Depuis son échec au Sault Montmorency, le général anglais James Wolfe s’obstine à trouver un meilleur site de débarquement. À cinq ou six reprises, les Anglais tentent un débarquement entre Cap-Rouge et Deschambault, mais se butent toutefois à Bougainville et l’élite de la cavalerie qui les refoulent. Wolfe, malade, veut essayer une dernière tentative avant l’automne. Dans ses incessants trajets sur le fleuve en amont de Québec, il aperçoit un sentier gardé au sommet par un petit poste de garde. Le 11 septembre, vers 20 h 30, il informe ses lieutenants : « Enfin, Messieurs, la gloire de nos armes me semblant exiger que nous ne nous retirions point sans faire une dernière tentative, je vous demande avec instance de vouloir bien ne vous y point refuser. Je vais dans cette vue essayer de faire pénétrer les bois de Sillery par un détachement de 150 hommes seulement.

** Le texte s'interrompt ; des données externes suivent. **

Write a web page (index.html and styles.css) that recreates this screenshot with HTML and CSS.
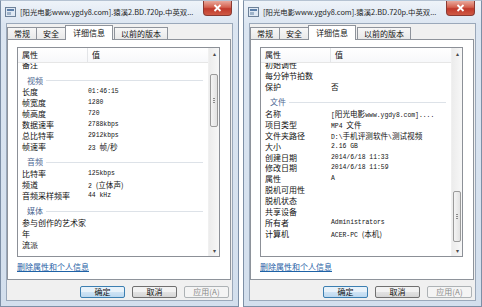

Si ce premier détachement rencontre de la part de l’ennemi quelque résistance, je vous donne ma parole d’honneur que regardant alors notre réputation comme à l’abri de toute espèce de reproche, je n’hésiterai plus à me rembarquer. »
Et voici deux événements qui changeront la face de l’Amérique : le commandant du poste de garde à l’Anse-aux-Foulons, le sieur de Vergor, donne la permission à ses soldats d’aller moissonner leurs champs à condition qu’ils fassent aussi les siens. Et dans la nuit du 12 au 13 septembre, on attend un convoi de vivres qui doit arriver du fleuve. Alors, quand les soldats britanniques entament l’ascension du sentier vers 3 h du matin, tellement étroit qu’ils doivent l’escalader un à la fois, la sentinelle lance un « Qui vive ? », et auquel répond en excellent français : « France ! » Ainsi, croyant avoir affaire à un des leurs, que la sentinelle laisse le détachement prendre pied sur les Plaines.
Montcalm est mis au courant vers 5 h 45. Vers 8 h, il est satisfait de voir qu’il a affaire à toute l’armée anglaise, et non à quelques bataillons. L’armée française est mise en bataille sur trois rangées sur les Butte-à-Neveu. Malgré le refus de Ramezay de dégarnir la ville de canons et malgré l’absence de Bougainville et de l’élite des troupes toujours à Cap-Rouge, Montcalm donne toutefois l’ordre : « Nous ne pouvons éviter le combat. L’ennemi se retranche; si nous lui donnons le temps de s’établir, jamais nous ne pourrons l’attaquer avec le peu de troupes que nous avons. »
Après deux, trois salves de mousquets, Montcalm est mortellement blessé ainsi que Wolfe. Les Français, voyant leur général atteint, se débandent et fuient. En quinze minutes, la bataille est terminée, les Anglais sont vainqueurs. Vaudreuil arrive de Beauport et lors d’un conseil de guerre tenu le soir, il est convenu de se replier sur la Jacques-Cartier. Et alors qu’on met le général Montcalm en terre le lendemain au couvent des Ursulines, un témoin raconte : « Il semblait que la Nouvelle-France descendit dans la tombe avec la dépouille du général ».